I’m very nosey. I always have been, and I guess I always will be.
I stood at the door because I wanted to hear. I remember the doctor looking at my mom and saying, “Do you know your husband is a homosexual?” Mom said, “No he's not!” The doctor answered, “He is a homosexual. We also believe that he's HIV positive.” I never heard anything else the doctor or my mom said.
I didn't know what HIV meant. I didn't want anybody to know that I had eavesdropped because I knew I would be in trouble. I went to the library at school and slowly figured out what HIV meant. I knew what homosexual was because daddy had preached against it from the pulpit. I knew it was wrong.
My life spiraled out of control from there. I quit going to school at the age of fourteen. I wouldn't get out of bed. I started eating everything I could find. I gained about fifty pounds in one year. It's still a struggle to this day. I hated life and everything about it. I was admitted to HCA Valley Hospital because I couldn’t function.
I was mad at my dad for destroying my family. He had taught me homosexual behavior was a sin. He had instilled in me that homosexuality was wrong, and suddenly he was trying to get me to justify it. The first night I was in the hospital I began to pray and cry out to God. I was just fourteen. I was still very young. God met me there. Through that situation, I was able to tell my dad that I knew the truth about his sexual preference. He had to sit on a couch and tell me. I was the first one to hear him verbalize the fact that he was gay.

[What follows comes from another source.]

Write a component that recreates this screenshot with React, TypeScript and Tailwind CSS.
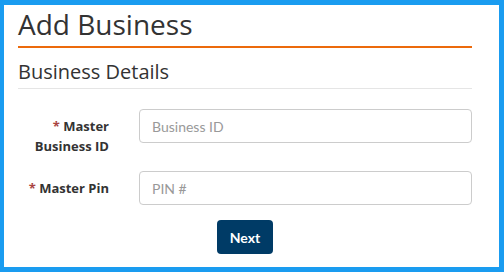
import React from 'react';

const App = () => {
    return (
        <div className="w-[504px] h-[272px] bg-white border-[5px] border-l-4 border-[#1a9cf0] font-['Open_Sans',sans-serif] text-[#333]">
            <div className="pl-[14px] pr-[27px]">
                <h1 className="text-[28px] leading-[36px] pt-px pb-[4px] border-b-2 border-[#ec6a0c]">
                    Add Business
                </h1>
                <h2 className="mt-[10px] text-[20px] leading-[28px] pb-[2px] border-b border-[#e5e5e5]">
                    Business Details
                </h2>

                <form className="mt-[20px]">
                    <div className="flex mb-[15px]">
                        <label className="w-[91px] pt-[7px] text-right text-[13px] leading-[20px] font-bold">
                            <span className="text-[#a94442]">*</span> Master Business ID
                        </label>
                        <input
                            className="ml-[30px] h-[34px] flex-1 border border-[#ccc] rounded px-[12px] text-[14px] font-['Lato',sans-serif] placeholder:text-[#999] outline-none"
                            placeholder="Business ID"
                        />
                    </div>
                    <div className="flex mb-[15px]">
                        <label className="w-[91px] pt-[7px] text-right text-[13px] leading-[20px] font-bold whitespace-nowrap">
                            <span className="text-[#a94442]">*</span> Master Pin
                        </label>
                        <input
                            className="ml-[30px] h-[34px] flex-1 border border-[#ccc] rounded px-[12px] text-[14px] font-['Lato',sans-serif] placeholder:text-[#999] outline-none"
                            placeholder="PIN #"
                        />
                    </div>
                    <div className="flex justify-center">
                        <button
                            type="button"
                            className="w-[56px] h-[34px] rounded bg-[#003b66] text-white text-[14px] font-bold font-['Lato',sans-serif]"
                        >
                            Next
                        </button>
                    </div>
                </form>
            </div>
        </div>
    );
};

export default App;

Through all of this, I had so much anger towards my mom. Somehow I needed mom to be mad at him. I needed to see that she acknowledged that he had hurt her. Instead, she showed me the love of God. She showed me that no matter what daddy did, she was going to love him, but she never condoned the sin. Daddy lived that lifestyle until I was twenty years old.
We received a phone call that he had full-blown AIDS. We had two weeks to process the fact that he was dying. Forty-five minutes to an hour before he died, the Lord Jesus Christ had mercy on me. God let my daddy wake up. My pastor was there, my sisters, and my mom. I begged him to repent. He did express repentance. Although he prayed with me I don't know if it made a difference. It did in my mind.
You just have to learn to love people regardless of what they do or what they say. You have to forgive, and that’s a choice.